++++ Materials provided
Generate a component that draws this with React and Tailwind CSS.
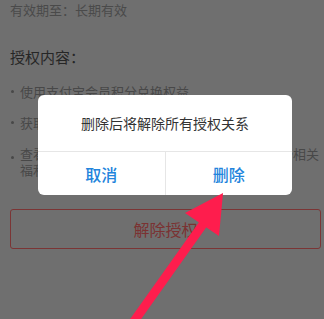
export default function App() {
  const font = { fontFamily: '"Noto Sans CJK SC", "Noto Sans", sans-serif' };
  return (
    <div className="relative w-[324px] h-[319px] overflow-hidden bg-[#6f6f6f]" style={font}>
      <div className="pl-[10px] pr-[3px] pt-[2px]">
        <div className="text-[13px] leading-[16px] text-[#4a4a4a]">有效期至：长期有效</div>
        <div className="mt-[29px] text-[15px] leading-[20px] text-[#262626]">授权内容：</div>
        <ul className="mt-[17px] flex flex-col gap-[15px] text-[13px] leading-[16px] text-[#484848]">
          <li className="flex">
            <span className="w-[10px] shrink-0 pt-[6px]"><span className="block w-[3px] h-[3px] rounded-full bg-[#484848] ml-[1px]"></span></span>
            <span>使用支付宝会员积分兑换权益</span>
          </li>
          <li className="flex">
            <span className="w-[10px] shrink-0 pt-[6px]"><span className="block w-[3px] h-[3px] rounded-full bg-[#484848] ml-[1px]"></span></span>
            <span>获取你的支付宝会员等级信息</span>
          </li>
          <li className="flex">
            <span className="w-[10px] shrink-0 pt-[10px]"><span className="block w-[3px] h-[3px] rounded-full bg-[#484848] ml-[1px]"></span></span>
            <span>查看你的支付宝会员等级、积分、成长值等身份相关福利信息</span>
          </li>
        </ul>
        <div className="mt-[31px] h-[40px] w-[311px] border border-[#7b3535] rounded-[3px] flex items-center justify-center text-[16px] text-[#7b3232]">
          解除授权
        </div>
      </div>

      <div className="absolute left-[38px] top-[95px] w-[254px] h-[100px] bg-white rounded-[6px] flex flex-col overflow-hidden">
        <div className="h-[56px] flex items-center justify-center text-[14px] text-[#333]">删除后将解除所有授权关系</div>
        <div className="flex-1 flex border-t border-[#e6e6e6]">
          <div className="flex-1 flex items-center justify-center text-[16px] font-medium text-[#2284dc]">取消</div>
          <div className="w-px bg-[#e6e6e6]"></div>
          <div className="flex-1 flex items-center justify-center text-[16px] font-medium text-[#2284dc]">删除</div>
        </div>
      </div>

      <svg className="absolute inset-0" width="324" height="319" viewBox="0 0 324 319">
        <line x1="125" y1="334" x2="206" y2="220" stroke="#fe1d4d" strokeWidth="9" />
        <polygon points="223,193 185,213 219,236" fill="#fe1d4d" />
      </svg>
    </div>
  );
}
++++++++
++++ Materials provided
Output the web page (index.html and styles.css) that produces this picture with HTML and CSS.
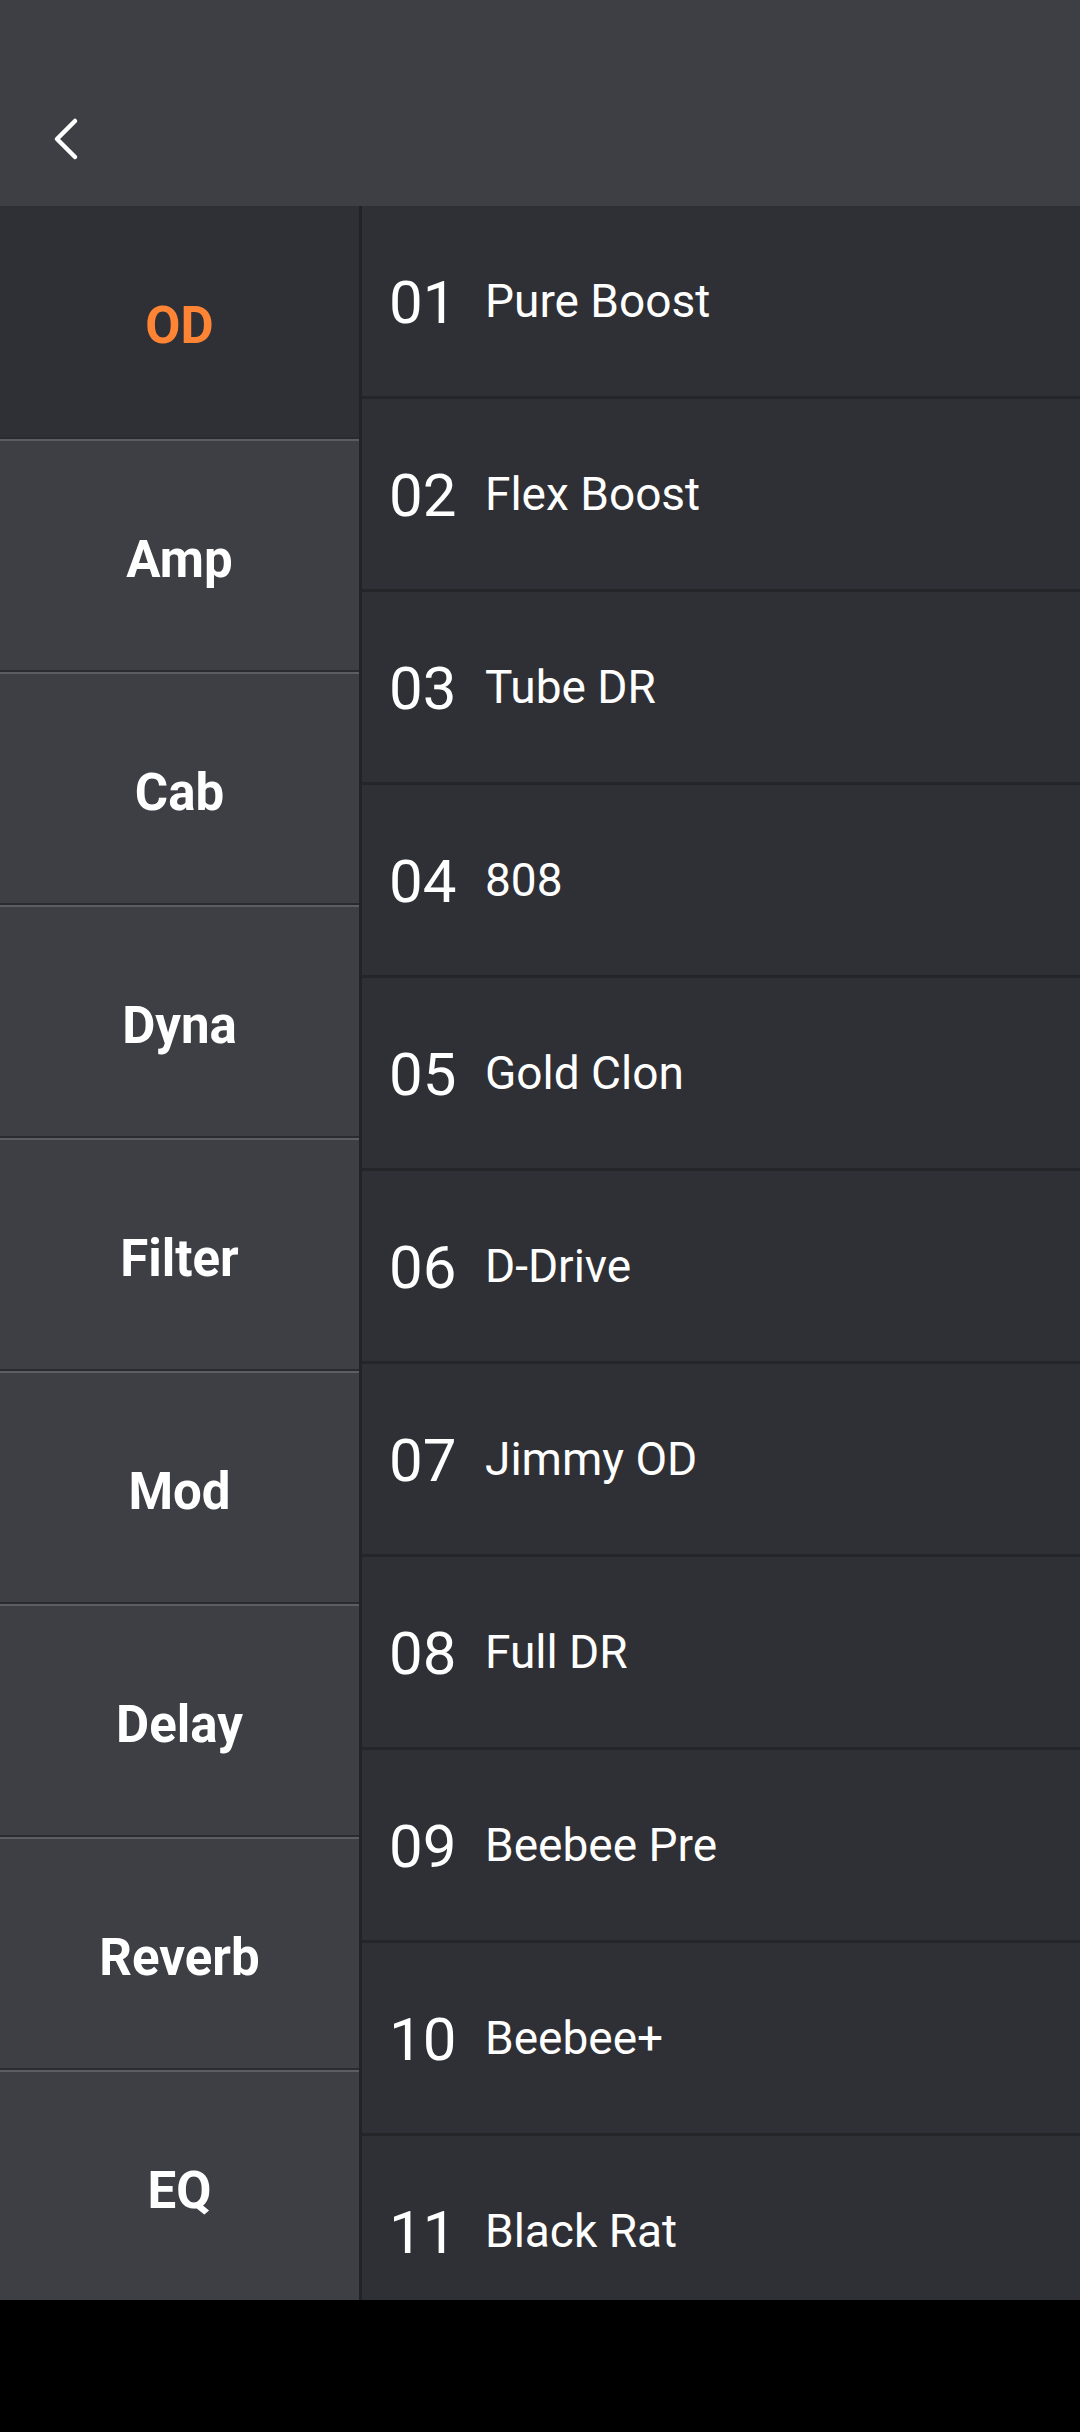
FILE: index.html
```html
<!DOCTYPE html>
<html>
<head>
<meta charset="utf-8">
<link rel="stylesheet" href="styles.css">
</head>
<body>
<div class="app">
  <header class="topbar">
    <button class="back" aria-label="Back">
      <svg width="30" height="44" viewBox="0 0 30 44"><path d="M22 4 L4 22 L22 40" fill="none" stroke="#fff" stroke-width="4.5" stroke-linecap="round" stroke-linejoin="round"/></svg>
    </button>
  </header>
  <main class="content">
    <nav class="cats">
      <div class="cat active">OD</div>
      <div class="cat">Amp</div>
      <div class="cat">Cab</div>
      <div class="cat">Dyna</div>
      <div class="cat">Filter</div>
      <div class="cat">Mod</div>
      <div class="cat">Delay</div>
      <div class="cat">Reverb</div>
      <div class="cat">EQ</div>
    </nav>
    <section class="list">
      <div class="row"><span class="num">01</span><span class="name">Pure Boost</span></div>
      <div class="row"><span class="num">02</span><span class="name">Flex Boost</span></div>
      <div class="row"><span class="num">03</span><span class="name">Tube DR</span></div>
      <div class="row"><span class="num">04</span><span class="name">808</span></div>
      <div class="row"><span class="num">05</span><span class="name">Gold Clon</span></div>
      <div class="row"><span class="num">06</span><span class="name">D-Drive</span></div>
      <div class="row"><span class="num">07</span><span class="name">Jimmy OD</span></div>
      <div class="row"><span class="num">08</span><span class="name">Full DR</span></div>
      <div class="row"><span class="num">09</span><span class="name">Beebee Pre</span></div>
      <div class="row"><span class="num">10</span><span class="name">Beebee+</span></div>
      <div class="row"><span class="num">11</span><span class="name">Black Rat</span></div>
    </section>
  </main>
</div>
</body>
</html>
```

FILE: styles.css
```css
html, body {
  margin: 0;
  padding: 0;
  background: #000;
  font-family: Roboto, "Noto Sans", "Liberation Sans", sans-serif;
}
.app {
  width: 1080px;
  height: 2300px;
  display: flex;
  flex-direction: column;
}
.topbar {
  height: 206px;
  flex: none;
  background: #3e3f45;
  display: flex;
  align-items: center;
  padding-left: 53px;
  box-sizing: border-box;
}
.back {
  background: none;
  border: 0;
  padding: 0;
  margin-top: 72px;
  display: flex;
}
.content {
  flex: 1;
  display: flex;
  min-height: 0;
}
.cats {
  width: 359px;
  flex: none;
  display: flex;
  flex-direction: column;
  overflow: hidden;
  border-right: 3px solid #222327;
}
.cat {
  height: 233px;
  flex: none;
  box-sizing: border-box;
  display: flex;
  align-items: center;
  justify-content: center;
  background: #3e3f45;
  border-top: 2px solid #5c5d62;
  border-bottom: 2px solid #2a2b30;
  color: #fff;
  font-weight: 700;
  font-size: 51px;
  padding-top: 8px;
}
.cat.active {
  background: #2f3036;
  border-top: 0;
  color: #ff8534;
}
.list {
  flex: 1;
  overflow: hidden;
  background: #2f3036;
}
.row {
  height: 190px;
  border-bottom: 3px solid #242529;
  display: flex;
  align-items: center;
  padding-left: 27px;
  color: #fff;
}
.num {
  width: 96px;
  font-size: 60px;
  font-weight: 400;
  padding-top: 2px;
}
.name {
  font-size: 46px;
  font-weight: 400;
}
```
++++++++
++++ Materials provided
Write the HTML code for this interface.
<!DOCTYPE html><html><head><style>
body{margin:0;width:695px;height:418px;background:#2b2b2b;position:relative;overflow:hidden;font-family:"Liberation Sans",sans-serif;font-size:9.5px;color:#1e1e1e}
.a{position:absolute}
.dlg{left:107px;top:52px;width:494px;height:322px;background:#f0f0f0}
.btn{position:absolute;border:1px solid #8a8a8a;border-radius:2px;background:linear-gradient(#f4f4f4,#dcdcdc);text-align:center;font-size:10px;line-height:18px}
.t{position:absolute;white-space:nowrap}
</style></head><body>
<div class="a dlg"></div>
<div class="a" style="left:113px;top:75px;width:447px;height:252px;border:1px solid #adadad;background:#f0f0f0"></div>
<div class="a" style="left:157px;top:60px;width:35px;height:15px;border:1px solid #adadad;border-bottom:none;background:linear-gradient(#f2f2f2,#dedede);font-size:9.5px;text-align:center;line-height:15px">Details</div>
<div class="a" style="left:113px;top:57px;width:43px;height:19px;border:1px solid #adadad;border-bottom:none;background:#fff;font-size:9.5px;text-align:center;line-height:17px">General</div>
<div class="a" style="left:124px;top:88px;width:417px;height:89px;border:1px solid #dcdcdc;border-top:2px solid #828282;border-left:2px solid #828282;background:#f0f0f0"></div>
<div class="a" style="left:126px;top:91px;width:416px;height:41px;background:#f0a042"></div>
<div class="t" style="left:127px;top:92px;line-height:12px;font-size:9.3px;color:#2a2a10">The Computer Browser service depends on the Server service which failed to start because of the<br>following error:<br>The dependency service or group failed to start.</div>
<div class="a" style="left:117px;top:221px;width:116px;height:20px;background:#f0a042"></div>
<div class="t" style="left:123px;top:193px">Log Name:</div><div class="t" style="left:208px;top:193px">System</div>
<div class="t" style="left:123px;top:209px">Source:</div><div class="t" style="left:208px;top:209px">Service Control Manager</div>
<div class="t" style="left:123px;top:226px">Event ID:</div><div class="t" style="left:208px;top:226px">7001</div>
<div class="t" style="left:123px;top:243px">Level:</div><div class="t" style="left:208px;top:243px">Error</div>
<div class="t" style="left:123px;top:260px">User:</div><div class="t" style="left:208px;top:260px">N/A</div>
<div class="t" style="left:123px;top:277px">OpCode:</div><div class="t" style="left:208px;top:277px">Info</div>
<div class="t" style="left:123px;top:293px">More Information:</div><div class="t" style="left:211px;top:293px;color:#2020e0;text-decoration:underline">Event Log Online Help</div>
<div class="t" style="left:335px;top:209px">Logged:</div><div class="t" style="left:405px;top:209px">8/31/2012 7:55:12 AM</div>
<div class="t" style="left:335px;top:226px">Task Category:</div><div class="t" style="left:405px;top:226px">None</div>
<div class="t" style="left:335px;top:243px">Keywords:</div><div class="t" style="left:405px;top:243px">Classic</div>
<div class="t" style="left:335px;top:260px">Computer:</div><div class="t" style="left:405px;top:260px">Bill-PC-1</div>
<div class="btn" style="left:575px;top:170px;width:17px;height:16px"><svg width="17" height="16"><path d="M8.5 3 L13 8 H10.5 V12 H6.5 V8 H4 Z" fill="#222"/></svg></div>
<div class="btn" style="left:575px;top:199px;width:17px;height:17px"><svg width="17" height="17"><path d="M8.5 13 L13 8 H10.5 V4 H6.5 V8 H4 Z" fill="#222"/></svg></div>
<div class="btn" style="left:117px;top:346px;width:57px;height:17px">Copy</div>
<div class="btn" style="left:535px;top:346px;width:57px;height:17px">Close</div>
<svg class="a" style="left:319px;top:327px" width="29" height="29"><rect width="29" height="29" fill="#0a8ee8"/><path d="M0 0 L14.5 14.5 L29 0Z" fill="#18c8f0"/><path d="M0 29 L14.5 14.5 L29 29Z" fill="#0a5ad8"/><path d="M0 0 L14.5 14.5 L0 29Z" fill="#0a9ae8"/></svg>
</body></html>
++++++++
# Set exercise:
Report each line of the material above where the word "index" appears.

# Response to this task:
Output the web page (index.html and styles.css) that produces this picture with HTML and CSS.
FILE: index.html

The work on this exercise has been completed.